On the other side, a high school kid proclaimed to me last week "Hitler was a christian", which is a conclusion he had jumped to simply because Hitler had quoted scripture, Luther, and had started up under the banner of the German church by manipulation. It's sad to have the facts backwards because then we lose the root of the life or death that is flowing out of people. Death flowed out of Hitler because his priority was self. Life flowed out of King because he loved Jesus, got alone with Him, got vision from Him, and then could not let fear overcome the life that the living God was offering. So he became a preacher, and said true things that no one else would say, and put his life on the line, and became the face of a movement for freedom, and was martyred and has things named after him now.

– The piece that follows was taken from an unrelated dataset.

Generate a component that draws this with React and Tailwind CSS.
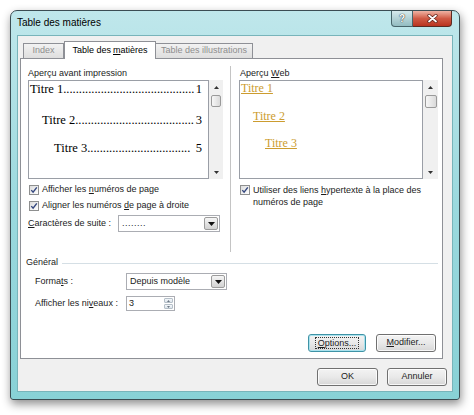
function Check() {
  return (
    <div className="w-[10px] h-[10px] shrink-0 border border-[#8e8f8f] bg-gradient-to-br from-[#dcdcdc] to-[#ffffff] flex items-center justify-center">
      <svg width="8" height="8" viewBox="0 0 8 8">
        <path d="M1.3 4.1 L3.1 6.2 L6.8 1.3" fill="none" stroke="#33467e" strokeWidth="1.4" />
      </svg>
    </div>
  );
}

function DropArrow() {
  return (
    <div className="w-[14px] h-[13px] border border-[#9c9c9c] rounded-[2px] bg-gradient-to-b from-[#f6f6f6] to-[#d2d2d2] flex items-center justify-center">
      <svg width="7" height="4" viewBox="0 0 7 4">
        <path d="M0 0 H7 L3.5 4 Z" fill="#111" />
      </svg>
    </div>
  );
}

function Scroll({ cls, thumb }) {
  return (
    <div className={cls}>
      <svg className="mt-[6px]" width="5" height="3" viewBox="0 0 5 3">
        <path d="M0 3 H5 L2.5 0 Z" fill="#333" />
      </svg>
      <div className={thumb} />
      <div className="flex-1" />
      <svg className="mb-[5px]" width="5" height="3" viewBox="0 0 5 3">
        <path d="M0 0 H5 L2.5 3 Z" fill="#333" />
      </svg>
    </div>
  );
}

function Leader({ title, num, dots, pad, mt }) {
  return (
    <div className={'flex leading-[16px] h-[16px] pr-[6px] ' + pad + ' ' + mt}>
      <span className="whitespace-nowrap">{title}</span>
      <span className="flex-1 whitespace-nowrap">{'.'.repeat(dots)}</span>
      <span className="whitespace-nowrap">{num}</span>
    </div>
  );
}

export default function App() {
  return (
    <div className="w-[474px] h-[415px] bg-white pt-[10px] pl-[10px] overflow-hidden font-['Liberation_Sans',Arial,sans-serif] text-[9px] text-[#1b1b1b]">
      <div className="w-[450px] h-[390px] rounded-t-[7px] rounded-b-[3px] border border-[#3b4d53] bg-gradient-to-b from-[#bfe7eb] via-[#9bd9de] to-[#88d1d6] shadow-[1px_4px_10px_rgba(0,0,0,0.45)] flex flex-col">
        {/* title bar */}
        <div className="h-[24px] flex items-start pl-[6px] pr-[7px] shrink-0">
          <div className="flex-1 pt-[6px] text-[10px] leading-[12px] text-black">Table des matières</div>
          <div className="flex">
            <div className="w-[22px] h-[16px] border-x border-b border-[#47646a] rounded-bl-[4px] bg-gradient-to-b from-[#d6eaed] via-[#b3d2d6] to-[#93bcc1] flex items-center justify-center text-white font-bold text-[10px] [text-shadow:0_0_1px_#333,0_0_1px_#333]">
              ?
            </div>
            <div className="w-[39px] h-[16px] border-r border-b border-[#5a2a22] rounded-br-[4px] bg-gradient-to-b from-[#eeb3a4] via-[#cf5a45] to-[#b9331f] flex items-center justify-center">
              <svg width="11" height="9" viewBox="0 0 11 9">
                <path d="M2 1.5 L9 7.5 M9 1.5 L2 7.5" stroke="#5a1d14" strokeWidth="3.2" strokeLinecap="round" />
                <path d="M2 1.5 L9 7.5 M9 1.5 L2 7.5" stroke="#ffffff" strokeWidth="1.8" strokeLinecap="round" />
              </svg>
            </div>
          </div>
        </div>

        {/* client area */}
        <div className="mx-[6px] mb-[7px] flex-1 bg-[#f0f0f0] border border-[#78b4ba] flex flex-col">
          {/* tabs */}
          <div className="flex items-end h-[17px] mt-[5px] ml-[5px] shrink-0">
            <div className="w-[41px] h-[15px] border border-b-0 border-[#8e9096] bg-gradient-to-b from-[#f2f2f2] to-[#dedede] text-[#8e8e8e] flex items-center justify-center">
              Index
            </div>
            <div className="relative z-10 -mb-px w-[92px] h-[18px] border border-b-0 border-[#8e9096] bg-white text-black flex items-center justify-center">
              Table des <span className="underline ml-[2px]">m</span>atières
            </div>
            <div className="w-[97px] h-[15px] border border-b-0 border-l-0 border-[#8e9096] bg-gradient-to-b from-[#f2f2f2] to-[#dedede] text-[#8e8e8e] flex items-center justify-center">
              Table des illustrations
            </div>
          </div>

          {/* panel */}
          <div className="ml-[2px] w-[423px] h-[301px] border border-[#8e9096] bg-white flex flex-col pl-[5px] shrink-0">
            <div className="mt-[7px] ml-[2px] h-[186px] flex">
              {/* left column */}
              <div className="w-[195px] flex flex-col">
                <div className="mt-[1px] h-[12px] leading-[12px]">Aperçu avant impression</div>
                <div className="mt-[1px] h-[99px] flex">
                  <div className="w-[181px] border border-[#9a9ea6] bg-white font-['Liberation_Serif','Times_New_Roman',serif] text-[12.5px] text-black">
                    <Leader title="Titre 1" num="1" dots={42} pad="pl-[1px]" mt="mt-0" />
                    <Leader title="Titre 2" num="3" dots={38} pad="pl-[13px]" mt="mt-[15px]" />
                    <Leader title="Titre 3 " num="5" dots={33} pad="pl-[25px]" mt="mt-[12px]" />
                  </div>
                  <Scroll
                    cls="w-[14px] bg-[#f0f0f0] flex flex-col items-center"
                    thumb="mt-[6px] w-[10px] h-[12px] rounded-[2px] border border-[#9a9a9a] bg-gradient-to-r from-[#f7f7f7] to-[#dadada]"
                  />
                </div>
                <div className="mt-[5px] h-[12px] flex items-center pl-[1px]">
                  <Check />
                  <span className="ml-[3px]">Afficher les <span className="underline">n</span>uméros de page</span>
                </div>
                <div className="mt-[4px] h-[12px] flex items-center pl-[1px]">
                  <Check />
                  <span className="ml-[3px]">Aligner les numéros <span className="underline">d</span>e page à droite</span>
                </div>
                <div className="mt-[3px] h-[17px] flex items-center">
                  <span className="w-[90px]"><span className="underline">C</span>aractères de suite :</span>
                  <div className="w-[102px] h-[17px] border border-[#abadb3] bg-white flex items-center justify-between pl-[3px] pr-[1px]">
                    <span className="tracking-[0.5px]">........</span>
                    <DropArrow />
                  </div>
                </div>
              </div>

              {/* separator */}
              <div className="ml-[7px] w-px bg-[#c4c4c4]" />

              {/* right column */}
              <div className="ml-[8px] w-[199px] flex flex-col">
                <div className="mt-[1px] h-[12px] leading-[12px] pl-[1px]">
                  Aperçu <span className="underline">W</span>eb
                </div>
                <div className="mt-[1px] h-[99px] flex">
                  <div className="w-[184px] border border-[#9a9ea6] bg-white font-['Liberation_Serif','Times_New_Roman',serif] text-[12px] text-[#cc9c2f]">
                    <div className="pl-[1px] leading-[14px] mt-[0px]"><span className="underline">Titre 1</span></div>
                    <div className="pl-[13px] leading-[14px] mt-[14px]"><span className="underline">Titre 2</span></div>
                    <div className="pl-[25px] leading-[14px] mt-[13px]"><span className="underline">Titre 3</span></div>
                  </div>
                  <Scroll
                    cls="w-[15px] bg-[#f0f0f0] flex flex-col items-center"
                    thumb="mt-[6px] w-[12px] h-[13px] rounded-[2px] border border-[#9a9a9a] bg-gradient-to-r from-[#f7f7f7] to-[#dadada]"
                  />
                </div>
                <div className="mt-[5px] flex items-start pl-[1px]">
                  <div className="mt-[1px]">
                    <Check />
                  </div>
                  <span className="ml-[3px] leading-[12px]">
                    Utiliser des liens <span className="underline">h</span>ypertexte à la place des numéros de page
                  </span>
                </div>
              </div>
            </div>

            {/* Général */}
            <div className="mt-[5px] h-[12px] flex items-center">
              <span>Général</span>
              <div className="ml-[4px] mr-[4px] flex-1 h-px bg-[#d5dfe5]" />
            </div>
            <div className="mt-[4px] h-[17px] flex items-center pl-[9px]">
              <span className="w-[91px]">Forma<span className="underline">t</span>s :</span>
              <div className="w-[101px] h-[17px] border border-[#abadb3] bg-white flex items-center justify-between pl-[3px] pr-[1px]">
                <span>Depuis modèle</span>
                <DropArrow />
              </div>
            </div>
            <div className="mt-[6px] h-[15px] flex items-center pl-[9px]">
              <span className="w-[91px]">Afficher les ni<span className="underline">v</span>eaux :</span>
              <div className="w-[49px] h-[15px] border border-[#abadb3] bg-white flex items-center justify-between pl-[2px] pr-[1px]">
                <span>3</span>
                <div className="flex flex-col gap-px">
                  <div className="w-[9px] h-[5px] rounded-[1px] border border-[#b5bfc8] bg-gradient-to-b from-[#f4f7fa] to-[#dde5ec] flex items-center justify-center">
                    <svg width="3" height="2" viewBox="0 0 3 2"><path d="M0 2 H3 L1.5 0 Z" fill="#6b7683" /></svg>
                  </div>
                  <div className="w-[9px] h-[5px] rounded-[1px] border border-[#b5bfc8] bg-gradient-to-b from-[#f4f7fa] to-[#dde5ec] flex items-center justify-center">
                    <svg width="3" height="2" viewBox="0 0 3 2"><path d="M0 0 H3 L1.5 2 Z" fill="#6b7683" /></svg>
                  </div>
                </div>
              </div>
            </div>

            <div className="mt-auto mb-[6px] pr-[6px] flex justify-end gap-[10px]">
              <div className="w-[58px] h-[18px] rounded-[3px] border border-[#3f93a6] bg-gradient-to-b from-[#f3f3f3] via-[#e9e9e9] to-[#d7d7d7] shadow-[inset_0_0_0_1px_#a9e2ee] flex items-center justify-center">
                <span className="border border-dotted border-[#333] px-[2px] leading-[10px]">
                  <span className="underline">O</span>ptions...
                </span>
              </div>
              <div className="w-[60px] h-[18px] rounded-[3px] border border-[#707070] bg-gradient-to-b from-[#f3f3f3] via-[#e9e9e9] to-[#d7d7d7] shadow-[inset_0_0_0_1px_rgba(255,255,255,0.8)] flex items-center justify-center">
                <span><span className="underline">M</span>odifier...</span>
              </div>
            </div>
          </div>

          {/* OK / Annuler */}
          <div className="mt-[9px] pr-[5px] flex justify-end gap-[9px]">
            <div className="w-[61px] h-[18px] rounded-[3px] border border-[#707070] bg-gradient-to-b from-[#f3f3f3] via-[#e9e9e9] to-[#d7d7d7] shadow-[inset_0_0_0_1px_rgba(255,255,255,0.8)] flex items-center justify-center">
              OK
            </div>
            <div className="w-[60px] h-[18px] rounded-[3px] border border-[#707070] bg-gradient-to-b from-[#f3f3f3] via-[#e9e9e9] to-[#d7d7d7] shadow-[inset_0_0_0_1px_rgba(255,255,255,0.8)] flex items-center justify-center">
              Annuler
            </div>
          </div>
        </div>
      </div>
    </div>
  );
}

All this stuff gets twisted up because it's easy to see he was a sinner, and it's easy to say his methods were just different from a guy like Malcolm-X, and it's easy to think that he was just concerned about changing society; but that's not how you measure a man. He helped bring life to a dead culture, and was heroic, because he was a missionary, because he loved Jesus. Loving Jesus is the measure of a man because it makes him justified and changes his bent toward God and away from self. I watched "Fiddler on the Roof" for the first time last week and fell in love with the main character Tevye, as he talked with God and tried to figure out which was more important: tradition in a Jewish community or love. In the end, when his youngest daughter has just done the forbidden by marrying a Gentile, Tevye breaks and mumbles "May God bless you" to the surprise of all. He just can't help it. There are real people in history and all across the world today who are doing the scary, hard, and dangerous things because they love Jesus and walk closely with Him, and I need to know they exist so I can know it's OK to be courageous and let God use me.